## [Goal]
Output every line exactly as written. Leave out pictures.

## [Dataset extract]

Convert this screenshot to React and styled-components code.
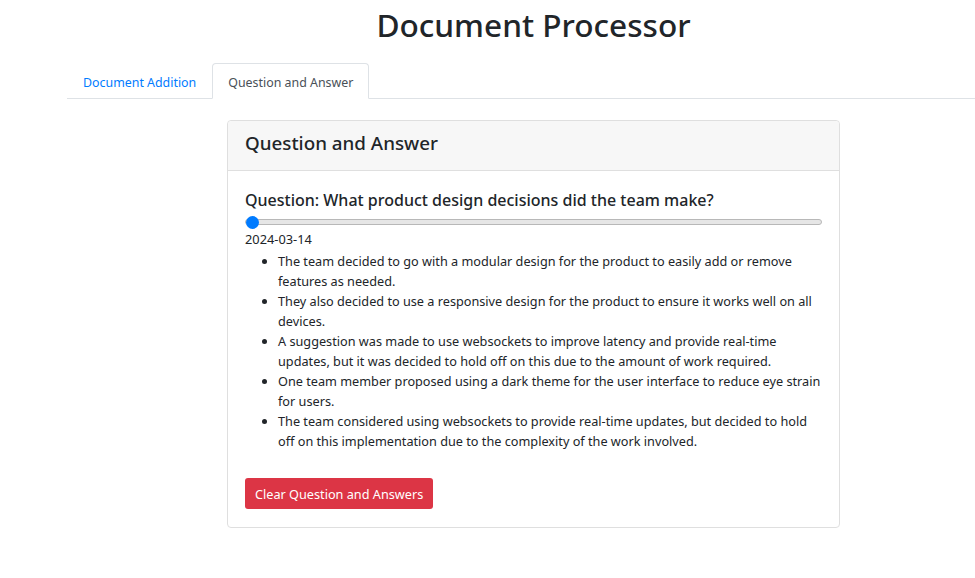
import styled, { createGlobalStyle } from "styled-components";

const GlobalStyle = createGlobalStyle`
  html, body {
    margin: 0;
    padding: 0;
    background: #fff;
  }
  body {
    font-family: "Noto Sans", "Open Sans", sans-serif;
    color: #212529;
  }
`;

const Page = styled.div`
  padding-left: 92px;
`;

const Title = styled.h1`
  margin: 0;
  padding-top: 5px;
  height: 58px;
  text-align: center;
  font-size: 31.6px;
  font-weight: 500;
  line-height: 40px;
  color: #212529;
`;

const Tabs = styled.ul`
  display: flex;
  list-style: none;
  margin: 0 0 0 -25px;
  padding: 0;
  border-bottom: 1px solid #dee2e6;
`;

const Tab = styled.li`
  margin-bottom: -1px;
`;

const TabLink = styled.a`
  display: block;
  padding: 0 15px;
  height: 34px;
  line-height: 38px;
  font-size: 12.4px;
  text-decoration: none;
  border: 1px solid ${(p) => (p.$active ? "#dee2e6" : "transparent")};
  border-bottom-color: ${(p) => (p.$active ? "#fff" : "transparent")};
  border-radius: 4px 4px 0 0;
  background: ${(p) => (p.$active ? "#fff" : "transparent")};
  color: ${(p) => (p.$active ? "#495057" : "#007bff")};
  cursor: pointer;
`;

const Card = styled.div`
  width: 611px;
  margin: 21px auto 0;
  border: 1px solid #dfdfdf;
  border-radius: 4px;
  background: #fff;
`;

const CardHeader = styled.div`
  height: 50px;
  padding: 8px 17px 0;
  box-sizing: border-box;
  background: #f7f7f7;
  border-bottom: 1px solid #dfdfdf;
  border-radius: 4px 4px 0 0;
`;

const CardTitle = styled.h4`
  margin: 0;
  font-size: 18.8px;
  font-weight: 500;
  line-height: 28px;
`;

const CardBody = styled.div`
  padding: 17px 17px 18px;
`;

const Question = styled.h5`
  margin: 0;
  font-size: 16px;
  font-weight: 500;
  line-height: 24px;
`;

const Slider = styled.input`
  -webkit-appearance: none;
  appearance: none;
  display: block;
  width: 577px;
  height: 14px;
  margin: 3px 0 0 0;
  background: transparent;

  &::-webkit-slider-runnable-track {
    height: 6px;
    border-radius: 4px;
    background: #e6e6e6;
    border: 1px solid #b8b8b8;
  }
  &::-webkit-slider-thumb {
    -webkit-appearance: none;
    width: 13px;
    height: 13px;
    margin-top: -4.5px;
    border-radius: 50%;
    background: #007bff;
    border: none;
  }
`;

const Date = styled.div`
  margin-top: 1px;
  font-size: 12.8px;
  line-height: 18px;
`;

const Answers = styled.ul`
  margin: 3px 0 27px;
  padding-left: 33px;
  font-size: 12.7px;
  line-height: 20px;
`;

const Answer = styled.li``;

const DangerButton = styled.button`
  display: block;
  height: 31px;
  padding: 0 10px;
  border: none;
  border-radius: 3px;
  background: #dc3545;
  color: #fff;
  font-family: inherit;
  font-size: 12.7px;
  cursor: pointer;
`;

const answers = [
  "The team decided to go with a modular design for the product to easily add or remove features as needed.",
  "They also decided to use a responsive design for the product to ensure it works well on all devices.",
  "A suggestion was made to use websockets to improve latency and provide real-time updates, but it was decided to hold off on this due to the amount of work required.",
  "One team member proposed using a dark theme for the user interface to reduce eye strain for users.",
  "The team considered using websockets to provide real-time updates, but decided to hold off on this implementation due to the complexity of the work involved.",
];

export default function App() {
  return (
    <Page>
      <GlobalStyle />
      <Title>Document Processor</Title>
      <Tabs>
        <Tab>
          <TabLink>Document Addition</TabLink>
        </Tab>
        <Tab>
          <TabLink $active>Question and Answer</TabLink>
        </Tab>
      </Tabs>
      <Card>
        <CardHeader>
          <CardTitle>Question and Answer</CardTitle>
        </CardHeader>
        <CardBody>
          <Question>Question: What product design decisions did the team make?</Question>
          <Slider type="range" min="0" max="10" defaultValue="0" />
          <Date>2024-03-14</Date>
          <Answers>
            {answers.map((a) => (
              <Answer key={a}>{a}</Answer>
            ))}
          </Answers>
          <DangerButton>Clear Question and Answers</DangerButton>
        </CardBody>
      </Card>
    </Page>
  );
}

## [Output below]
Convert this screenshot to React and styled-components code.
import styled, { createGlobalStyle } from "styled-components";

const GlobalStyle = createGlobalStyle`
  html, body {
    margin: 0;
    padding: 0;
    background: #fff;
  }
  body {
    font-family: "Noto Sans", "Open Sans", sans-serif;
    color: #212529;
  }
`;

const Page = styled.div`
  padding-left: 92px;
`;

const Title = styled.h1`
  margin: 0;
  padding-top: 5px;
  height: 58px;
  text-align: center;
  font-size: 31.6px;
  font-weight: 500;
  line-height: 40px;
  color: #212529;
`;

const Tabs = styled.ul`
  display: flex;
  list-style: none;
  margin: 0 0 0 -25px;
  padding: 0;
  border-bottom: 1px solid #dee2e6;
`;

const Tab = styled.li`
  margin-bottom: -1px;
`;

const TabLink = styled.a`
  display: block;
  padding: 0 15px;
  height: 34px;
  line-height: 38px;
  font-size: 12.4px;
  text-decoration: none;
  border: 1px solid ${(p) => (p.$active ? "#dee2e6" : "transparent")};
  border-bottom-color: ${(p) => (p.$active ? "#fff" : "transparent")};
  border-radius: 4px 4px 0 0;
  background: ${(p) => (p.$active ? "#fff" : "transparent")};
  color: ${(p) => (p.$active ? "#495057" : "#007bff")};
  cursor: pointer;
`;

const Card = styled.div`
  width: 611px;
  margin: 21px auto 0;
  border: 1px solid #dfdfdf;
  border-radius: 4px;
  background: #fff;
`;

const CardHeader = styled.div`
  height: 50px;
  padding: 8px 17px 0;
  box-sizing: border-box;
  background: #f7f7f7;
  border-bottom: 1px solid #dfdfdf;
  border-radius: 4px 4px 0 0;
`;

const CardTitle = styled.h4`
  margin: 0;
  font-size: 18.8px;
  font-weight: 500;
  line-height: 28px;
`;

const CardBody = styled.div`
  padding: 17px 17px 18px;
`;

const Question = styled.h5`
  margin: 0;
  font-size: 16px;
  font-weight: 500;
  line-height: 24px;
`;

const Slider = styled.input`
  -webkit-appearance: none;
  appearance: none;
  display: block;
  width: 577px;
  height: 14px;
  margin: 3px 0 0 0;
  background: transparent;

  &::-webkit-slider-runnable-track {
    height: 6px;
    border-radius: 4px;
    background: #e6e6e6;
    border: 1px solid #b8b8b8;
  }
  &::-webkit-slider-thumb {
    -webkit-appearance: none;
    width: 13px;
    height: 13px;
    margin-top: -4.5px;
    border-radius: 50%;
    background: #007bff;
    border: none;
  }
`;

const Date = styled.div`
  margin-top: 1px;
  font-size: 12.8px;
  line-height: 18px;
`;

const Answers = styled.ul`
  margin: 3px 0 27px;
  padding-left: 33px;
  font-size: 12.7px;
  line-height: 20px;
`;

const Answer = styled.li``;

const DangerButton = styled.button`
  display: block;
  height: 31px;
  padding: 0 10px;
  border: none;
  border-radius: 3px;
  background: #dc3545;
  color: #fff;
  font-family: inherit;
  font-size: 12.7px;
  cursor: pointer;
`;

const answers = [
  "The team decided to go with a modular design for the product to easily add or remove features as needed.",
  "They also decided to use a responsive design for the product to ensure it works well on all devices.",
  "A suggestion was made to use websockets to improve latency and provide real-time updates, but it was decided to hold off on this due to the amount of work required.",
  "One team member proposed using a dark theme for the user interface to reduce eye strain for users.",
  "The team considered using websockets to provide real-time updates, but decided to hold off on this implementation due to the complexity of the work involved.",
];

export default function App() {
  return (
    <Page>
      <GlobalStyle />
      <Title>Document Processor</Title>
      <Tabs>
        <Tab>
          <TabLink>Document Addition</TabLink>
        </Tab>
        <Tab>
          <TabLink $active>Question and Answer</TabLink>
        </Tab>
      </Tabs>
      <Card>
        <CardHeader>
          <CardTitle>Question and Answer</CardTitle>
        </CardHeader>
        <CardBody>
          <Question>Question: What product design decisions did the team make?</Question>
          <Slider type="range" min="0" max="10" defaultValue="0" />
          <Date>2024-03-14</Date>
          <Answers>
            {answers.map((a) => (
              <Answer key={a}>{a}</Answer>
            ))}
          </Answers>
          <DangerButton>Clear Question and Answers</DangerButton>
        </CardBody>
      </Card>
    </Page>
  );
}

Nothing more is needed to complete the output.